Optimizing access to serial (I2C/SPI) displays
Intro
I've been thinking about writing this post for a while. I decided to do it because I've recently been working on my SPI LCD library and have been more engaged with other engineers on working with serial displays. The purpose of this post is to share some thoughts on getting the best performance from serially connected displays. I've randomly reached out to a few people I saw on Twitter having performance issues and thought it would be better to collect my thoughts here to reach a wider audience.The Problem
Hobbyists typically buy a serial (I2C/SPI) display for their project, make use of a third party library to drive it and wonder why the performance of their software is disappointing. I believe this is due to the following misconception:
"Every pixel takes the same amount of time to draw, right? If I write data to my 240x320 LCD at 40Mhz, I should be able to get 30+ FPS of full screen updates."
Explanation
Serially connected displays use the same basic progressive scan technique to refresh the image. The pixels starting from the top left get updated line by line each frame. The display memory is laid out sequentially and follows the scan order (left to right followed by top to bottom). To change what's displayed, the values stored in this memory must be changed.
The serial interface (I2C/SPI) forces the updates to occur one bit at a time. Each pixel (of color LCDs) is 16 bits, so the most pixels that can be changed per second would be CLOCK_RATE / 16. For example, a 240x320 display with a 40Mhz SPI clock could potentially write this many pixels per second:
40,000,000 Hz / 16 bits per pixel = 2,500,000 pixels per second
There are 240x320 = 76800 pixels on the display, so the maximum frame rate could be:
2,500,000 pixels per second / 76800 pixels per frame = 32.55 frames per second
This sounds reasonable. With a 40Mhz SPI clock, we could get a decent frame rate. Now suppose we just want to change a small spot that's 16x16 pixels in the middle of the display. If we were to write all of the pixels to the display each frame, we would need to keep them in memory and modify our copy of that memory in order to display the correct content. This creates a new problem. With 76800 16-bit pixels, we would need a memory buffer of 153600 bytes. For Linux, Mac or Windows systems, this is a trivially small amount, but for microcontrollers, this is much more than most have available (e.g. The popular Arduino UNO only has 2K of RAM). Yet, it is possible for these resource-limited systems to drive these displays. How?
The LCD Command Set
The makers of display controllers were well aware that it would be beneficial to not force the microcontroller to have to hold a video buffer which mimics the memory of the display. The commands and features appear to be based on the MIPI Alliance command set. Each manufacturer has variations, but they all follow the same basic rules. In order to affect a relatively large image buffer through a relatively slow serial interface, the commands allow you to specify a small "window" of memory to work with. For example, to change a 16x16 block in the middle of the display (at 120,160), we would use the following (stylized) commands:
Set Horizontal Position + Width (120, 16)

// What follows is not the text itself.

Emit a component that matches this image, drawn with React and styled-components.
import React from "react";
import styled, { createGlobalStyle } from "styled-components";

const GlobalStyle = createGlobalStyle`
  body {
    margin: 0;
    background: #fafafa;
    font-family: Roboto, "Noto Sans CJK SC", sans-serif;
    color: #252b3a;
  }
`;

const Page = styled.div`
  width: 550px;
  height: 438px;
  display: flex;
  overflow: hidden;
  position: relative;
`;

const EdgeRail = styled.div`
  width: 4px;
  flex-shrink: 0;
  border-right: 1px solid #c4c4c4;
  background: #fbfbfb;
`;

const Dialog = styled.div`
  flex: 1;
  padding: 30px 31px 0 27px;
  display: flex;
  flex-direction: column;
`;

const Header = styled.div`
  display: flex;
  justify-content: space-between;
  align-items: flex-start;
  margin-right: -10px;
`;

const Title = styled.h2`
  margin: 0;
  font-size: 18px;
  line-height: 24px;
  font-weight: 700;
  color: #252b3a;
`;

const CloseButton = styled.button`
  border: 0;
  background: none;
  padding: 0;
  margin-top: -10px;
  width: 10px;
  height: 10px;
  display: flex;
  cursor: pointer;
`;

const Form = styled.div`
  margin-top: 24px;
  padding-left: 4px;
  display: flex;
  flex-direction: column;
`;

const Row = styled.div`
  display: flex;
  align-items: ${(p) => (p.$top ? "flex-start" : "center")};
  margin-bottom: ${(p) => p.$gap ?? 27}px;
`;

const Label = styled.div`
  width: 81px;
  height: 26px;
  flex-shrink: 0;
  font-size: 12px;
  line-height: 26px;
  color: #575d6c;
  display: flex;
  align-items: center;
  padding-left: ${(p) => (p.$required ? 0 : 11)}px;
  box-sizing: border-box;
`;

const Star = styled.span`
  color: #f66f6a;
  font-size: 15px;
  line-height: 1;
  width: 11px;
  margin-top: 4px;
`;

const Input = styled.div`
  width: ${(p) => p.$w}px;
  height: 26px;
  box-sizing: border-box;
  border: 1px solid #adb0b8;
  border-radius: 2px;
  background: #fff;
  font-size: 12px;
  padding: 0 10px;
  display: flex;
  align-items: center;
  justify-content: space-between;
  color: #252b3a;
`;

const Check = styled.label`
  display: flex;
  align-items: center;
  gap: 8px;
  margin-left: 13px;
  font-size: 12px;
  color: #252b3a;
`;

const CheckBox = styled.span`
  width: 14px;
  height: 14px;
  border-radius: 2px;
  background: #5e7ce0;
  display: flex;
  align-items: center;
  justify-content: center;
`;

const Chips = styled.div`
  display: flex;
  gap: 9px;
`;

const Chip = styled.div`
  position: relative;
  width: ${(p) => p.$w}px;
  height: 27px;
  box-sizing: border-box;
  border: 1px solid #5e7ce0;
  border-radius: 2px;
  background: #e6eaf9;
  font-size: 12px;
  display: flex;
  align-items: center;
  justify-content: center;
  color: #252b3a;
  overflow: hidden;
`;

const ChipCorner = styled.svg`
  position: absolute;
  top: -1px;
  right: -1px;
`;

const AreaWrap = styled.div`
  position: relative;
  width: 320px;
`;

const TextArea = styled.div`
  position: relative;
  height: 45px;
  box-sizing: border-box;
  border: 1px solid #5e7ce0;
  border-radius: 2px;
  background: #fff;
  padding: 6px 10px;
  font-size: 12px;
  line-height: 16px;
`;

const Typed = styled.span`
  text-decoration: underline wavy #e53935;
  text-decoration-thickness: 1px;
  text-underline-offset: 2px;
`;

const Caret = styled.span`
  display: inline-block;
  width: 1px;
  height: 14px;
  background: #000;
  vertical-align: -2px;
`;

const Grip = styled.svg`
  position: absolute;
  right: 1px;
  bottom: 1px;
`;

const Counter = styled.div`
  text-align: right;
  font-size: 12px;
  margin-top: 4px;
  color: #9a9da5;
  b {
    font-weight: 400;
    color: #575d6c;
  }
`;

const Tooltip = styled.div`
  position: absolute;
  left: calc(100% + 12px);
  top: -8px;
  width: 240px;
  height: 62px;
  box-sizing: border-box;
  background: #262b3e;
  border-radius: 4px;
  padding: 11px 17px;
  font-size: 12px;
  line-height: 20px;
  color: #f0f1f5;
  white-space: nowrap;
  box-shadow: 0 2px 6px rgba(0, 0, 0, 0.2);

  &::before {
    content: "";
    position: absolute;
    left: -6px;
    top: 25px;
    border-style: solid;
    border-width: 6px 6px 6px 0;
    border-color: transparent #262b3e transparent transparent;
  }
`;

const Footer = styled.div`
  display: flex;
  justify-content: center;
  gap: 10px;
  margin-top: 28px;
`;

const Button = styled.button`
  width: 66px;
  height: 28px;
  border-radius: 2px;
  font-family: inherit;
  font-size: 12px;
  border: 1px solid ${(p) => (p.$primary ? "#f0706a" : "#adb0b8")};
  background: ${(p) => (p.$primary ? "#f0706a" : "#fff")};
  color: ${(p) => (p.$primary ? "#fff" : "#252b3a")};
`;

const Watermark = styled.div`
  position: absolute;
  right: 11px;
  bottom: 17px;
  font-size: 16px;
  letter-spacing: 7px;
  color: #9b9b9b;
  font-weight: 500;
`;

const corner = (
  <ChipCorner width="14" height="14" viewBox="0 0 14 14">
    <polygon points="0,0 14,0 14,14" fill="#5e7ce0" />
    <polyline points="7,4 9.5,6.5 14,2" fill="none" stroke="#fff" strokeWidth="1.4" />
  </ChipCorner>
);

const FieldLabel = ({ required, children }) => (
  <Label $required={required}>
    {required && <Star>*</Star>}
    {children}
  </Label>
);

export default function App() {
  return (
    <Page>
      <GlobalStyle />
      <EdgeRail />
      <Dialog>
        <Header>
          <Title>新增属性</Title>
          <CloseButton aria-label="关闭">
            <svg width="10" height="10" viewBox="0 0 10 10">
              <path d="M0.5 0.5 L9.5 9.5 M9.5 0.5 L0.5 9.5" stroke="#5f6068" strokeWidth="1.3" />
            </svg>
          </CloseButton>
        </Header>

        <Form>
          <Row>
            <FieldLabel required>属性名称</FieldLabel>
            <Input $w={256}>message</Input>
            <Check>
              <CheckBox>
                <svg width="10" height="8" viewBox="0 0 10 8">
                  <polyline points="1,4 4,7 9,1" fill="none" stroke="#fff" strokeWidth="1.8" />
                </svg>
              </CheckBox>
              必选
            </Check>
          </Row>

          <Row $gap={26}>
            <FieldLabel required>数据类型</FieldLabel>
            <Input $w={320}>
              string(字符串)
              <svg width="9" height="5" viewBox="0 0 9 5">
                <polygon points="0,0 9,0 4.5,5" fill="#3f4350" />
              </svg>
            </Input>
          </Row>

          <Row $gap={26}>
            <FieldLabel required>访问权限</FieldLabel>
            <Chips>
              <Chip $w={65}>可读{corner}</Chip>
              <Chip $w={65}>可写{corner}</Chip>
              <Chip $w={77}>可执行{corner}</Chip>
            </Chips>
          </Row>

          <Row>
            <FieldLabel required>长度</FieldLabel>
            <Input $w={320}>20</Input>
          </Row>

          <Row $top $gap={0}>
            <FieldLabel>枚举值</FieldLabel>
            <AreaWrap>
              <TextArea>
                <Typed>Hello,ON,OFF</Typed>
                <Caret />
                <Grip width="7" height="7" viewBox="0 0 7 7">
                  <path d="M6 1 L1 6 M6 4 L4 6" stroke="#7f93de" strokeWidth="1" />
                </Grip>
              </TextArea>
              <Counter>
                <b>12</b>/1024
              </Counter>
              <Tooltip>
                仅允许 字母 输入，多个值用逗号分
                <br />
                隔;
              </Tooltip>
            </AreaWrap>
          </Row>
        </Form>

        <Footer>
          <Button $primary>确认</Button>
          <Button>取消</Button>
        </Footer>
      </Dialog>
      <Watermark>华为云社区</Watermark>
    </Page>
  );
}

Set Vertical Position + Height (160, 16)
This would set up a memory window of 16x16 pixels in the middle of the display and set the current memory pointer to the upper left pixel of that block. The next 256 (16 x 16) pixels written to the display will be written into that small window in a left-to-right, top-to-bottom order. If you write past the last pixel, it will wrap around to the first pixel and repeat. So these commands allow you to access the display memory in smaller rectangular windows. The default "window" is the whole display, with the memory pointer starting at 0,0.

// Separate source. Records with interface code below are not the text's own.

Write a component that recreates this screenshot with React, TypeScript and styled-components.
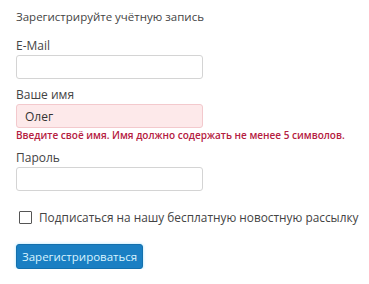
import { FC } from "react";
import styled, { createGlobalStyle } from "styled-components";

const Global = createGlobalStyle`
  html, body { margin: 0; padding: 0; background: #fff; }
  body { font-family: "Open Sans", "Noto Sans", sans-serif; color: #333; }
`;

const Form = styled.form`
  display: flex;
  flex-direction: column;
  padding: 8px 16px 0 16px;
  width: 369px;
  box-sizing: border-box;
`;

const Title = styled.div`
  font-size: 11.5px;
  line-height: 18px;
  color: #444;
  margin-bottom: 11px;
`;

const Field = styled.div<{ $gap?: number }>`
  display: flex;
  flex-direction: column;
  margin-bottom: ${(p) => p.$gap ?? 7}px;
`;

const Label = styled.label`
  font-size: 12px;
  line-height: 18px;
  color: #444;
`;

const Input = styled.input<{ $invalid?: boolean }>`
  box-sizing: border-box;
  width: 187px;
  height: 24px;
  margin: 0;
  padding: 0 8px;
  font-family: inherit;
  font-size: 12px;
  color: #333;
  border-radius: 3px;
  border: 1px solid ${(p) => (p.$invalid ? "#f3c9cd" : "#d4d4d4")};
  background: ${(p) => (p.$invalid ? "#fde9ea" : "#fff")};
  outline: none;
`;

const Error = styled.div`
  font-size: 10px;
  font-weight: 600;
  line-height: 14px;
  color: #b5203f;
  white-space: nowrap;
`;

const CheckRow = styled.label`
  display: flex;
  align-items: center;
  gap: 7px;
  margin: 17px 0 0 3px;
  font-size: 11.85px;
  line-height: 18px;
  color: #444;
  white-space: nowrap;
`;

const Box = styled.span`
  width: 11px;
  height: 11px;
  border: 1px solid #555;
  border-radius: 1px;
  background: #fff;
  flex: none;
`;

const Button = styled.button`
  align-self: flex-start;
  margin-top: 18px;
  height: 25px;
  padding: 0 5px;
  border: 1px solid #1470ad;
  border-radius: 3px;
  background: #1a7fc3;
  color: #d8f4ff;
  font-family: inherit;
  font-size: 11.5px;
  box-shadow: 0 0 3px rgba(80, 200, 255, 0.5);
`;

const App: FC = () => {
  return (
    <>
      <Global />
      <Form onSubmit={(e) => e.preventDefault()}>
        <Title>Зарегистрируйте учётную запись</Title>
        <Field>
          <Label>E-Mail</Label>
          <Input />
        </Field>
        <Field $gap={7}>
          <Label>Ваше имя</Label>
          <Input $invalid defaultValue="Олег" />
          <Error>Введите своё имя. Имя должно содержать не менее 5 символов.</Error>
        </Field>
        <Field $gap={0}>
          <Label>Пароль</Label>
          <Input type="password" />
        </Field>
        <CheckRow>
          <Box />
          Подписаться на нашу бесплатную новостную рассылку
        </CheckRow>
        <Button type="button">Зарегистрироваться</Button>
      </Form>
    </>
  );
};

export default App;
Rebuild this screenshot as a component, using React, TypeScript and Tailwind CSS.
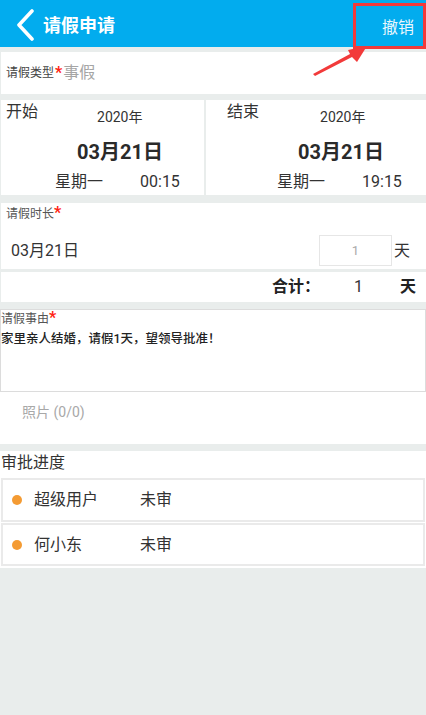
import React from "react";

const font = { fontFamily: 'Roboto, "Noto Sans CJK SC", "Noto Sans", sans-serif' };

export default function App() {
  return (
    <div className="relative w-[426px] min-h-[715px] bg-[#e9edec] text-[#333]" style={font}>
      {/* Header */}
      <div className="h-[47px] bg-[#02acee] flex items-center pt-[8px]">
        <svg width="20" height="32" viewBox="0 0 20 32" className="ml-[15px] -mt-[6px]">
          <path d="M17 2 L4 16 L17 30" fill="none" stroke="#fff" strokeWidth="3.6" strokeLinecap="round" strokeLinejoin="round" />
        </svg>
        <span className="ml-[8px] -mt-[3px] text-[18px] font-bold text-white leading-[24px]">请假申请</span>
        <span className="ml-auto mr-[12px] text-[16px] text-[#eaf7fd] leading-[24px]">撤销</span>
      </div>

      {/* Type */}
      <div className="mt-[5px] ml-[1px] h-[42px] bg-white flex items-center pl-[5px]">
        <span className="text-[12px] text-[#444]">请假类型</span>
        <span className="text-[16px] text-[#f21] font-bold leading-none mx-[1px]">*</span>
        <span className="text-[16px] text-[#a5a5a5]">事假</span>
      </div>

      {/* Dates */}
      <div className="mt-[6px] flex gap-[2px] h-[95px] pl-[1px]">
        <div className="w-[203px] bg-white flex flex-col">
          <div className="h-[29px] flex items-start">
            <span className="ml-[5px] text-[16px] leading-[24px]">开始</span>
            <span className="ml-[59px] mt-[5px] text-[14px] leading-[24px]">2020年</span>
          </div>
          <div className="mt-[9px] pl-[76px] text-[20px] font-bold leading-[28px] text-[#2a2a2a]">03月21日</div>
          <div className="mt-[4px] flex text-[16px] leading-[24px]">
            <span className="ml-[54px]">星期一</span>
            <span className="ml-[37px]">00:15</span>
          </div>
        </div>
        <div className="flex-1 bg-white flex flex-col">
          <div className="h-[29px] flex items-start">
            <span className="ml-[21px] text-[16px] leading-[24px]">结束</span>
            <span className="ml-[61px] mt-[5px] text-[14px] leading-[24px]">2020年</span>
          </div>
          <div className="mt-[9px] pl-[92px] text-[20px] font-bold leading-[28px] text-[#2a2a2a]">03月21日</div>
          <div className="mt-[4px] flex text-[16px] leading-[24px]">
            <span className="ml-[71px]">星期一</span>
            <span className="ml-[37px]">19:15</span>
          </div>
        </div>
      </div>

      {/* Duration */}
      <div className="mt-[8px] ml-[1px] h-[66px] bg-white flex flex-col">
        <div className="pt-[3px] pl-[5px] flex items-start leading-[16px]">
          <span className="text-[12px] text-[#555]">请假时长</span>
          <span className="text-[16px] text-[#f21] font-bold leading-[14px]">*</span>
        </div>
        <div className="mt-[13px] h-[31px] flex items-center">
          <span className="ml-[10px] text-[16px]">03月21日</span>
          <div className="ml-auto w-[73px] h-[31px] border border-[#e6e6e6] flex items-center justify-center text-[13px] text-[#aaa]">1</div>
          <span className="ml-[2px] mr-[16px] text-[16px]">天</span>
        </div>
      </div>

      {/* Total */}
      <div className="mt-[3px] ml-[1px] h-[30px] bg-white flex items-center text-[16px]">
        <span className="ml-[271px] font-bold text-[#222]">合计：</span>
        <span className="ml-[34px]">1</span>
        <span className="ml-[37px] font-bold text-[#222]">天</span>
      </div>

      {/* Reason */}
      <div className="mt-[7px] h-[83px] bg-white border border-[#dcdcdc] flex flex-col">
        <div className="pt-[1px] flex items-start leading-[16px]">
          <span className="text-[12px] text-[#555]">请假事由</span>
          <span className="text-[16px] text-[#f21] font-bold leading-[14px]">*</span>
        </div>
        <div className="mt-[4px] text-[12.5px] leading-[16px] font-medium text-[#222]">家里亲人结婚，请假1天，望领导批准！</div>
      </div>

      {/* Photo */}
      <div className="h-[52px] bg-white pt-[10px] pl-[22px] text-[14px] leading-[20px] text-[#a8a8a8]">照片 (0/0)</div>

      {/* Approvals */}
      <div className="mt-[7px] bg-white pb-[2px]">
        <div className="h-[27px] text-[16px] leading-[24px] pl-[1px]">审批进度</div>
        <div className="mx-[1px] h-[44px] border-[2px] border-[#eaeaea] flex items-center">
          <span className="ml-[9px] w-[10px] h-[10px] rounded-full bg-[#f49b33]" />
          <span className="ml-[12px] text-[16px] w-[106px]">超级用户</span>
          <span className="text-[16px]">未审</span>
        </div>
        <div className="mt-[1px] mx-[1px] h-[43px] border-[2px] border-[#eaeaea] flex items-center">
          <span className="ml-[9px] w-[10px] h-[10px] rounded-full bg-[#f49b33]" />
          <span className="ml-[12px] text-[16px] w-[106px]">何小东</span>
          <span className="text-[16px]">未审</span>
        </div>
      </div>

      {/* Annotation overlay */}
      <div className="absolute left-[353px] top-[3px] w-[73px] h-[46px] border-[3px] border-[#f23a3a]" />
      <svg className="absolute left-0 top-0" width="426" height="100" viewBox="0 0 426 100">
        <polygon points="313,74 350,54 348,50 367,46 357,62 352,57 315,76" fill="#f23a3a" />
      </svg>
    </div>
  );
}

Unfortunately the display controller manufacturers didn't have enough foresight to add some simple ways of accelerating this access by adding for example, run-length encoded commands or higher level graphics primitives. There are a few LCD controllers that have more advanced 'acceleration' features, but they are the exception.
The Performance Gotcha
So far, the details I've shared don't sound like performance would be bad when using these displays. There's a little technical detail which gets in the way of making things run smoothly. The display controller needs to know when you're sending it commands versus pixel data. There are two ways this is done:3-Wire SPI
This is a variant of SPI in which an extra bit precedes each byte of data and indicates whether it should be interpreted as a command or as data. This means that transmitting each byte requires 9 bits instead of 8. Normal SPI controllers don't have this option and most solutions to talk to these interfaces use bit banging to handle this special case. The following diagram was taken from the datasheet of one of the common display controllers (ST7789) from Sitronix. The bit marked in yellow is the data/command bit which precedes each byte.
4-Wire SPI + D/C Bit
This is the more common interface. An extra GPIO line is used to tell the display if it should interpret the incoming bytes as commands or data. In the diagram below, the D/CX line tells the controller how to interpret the next byte transmitted.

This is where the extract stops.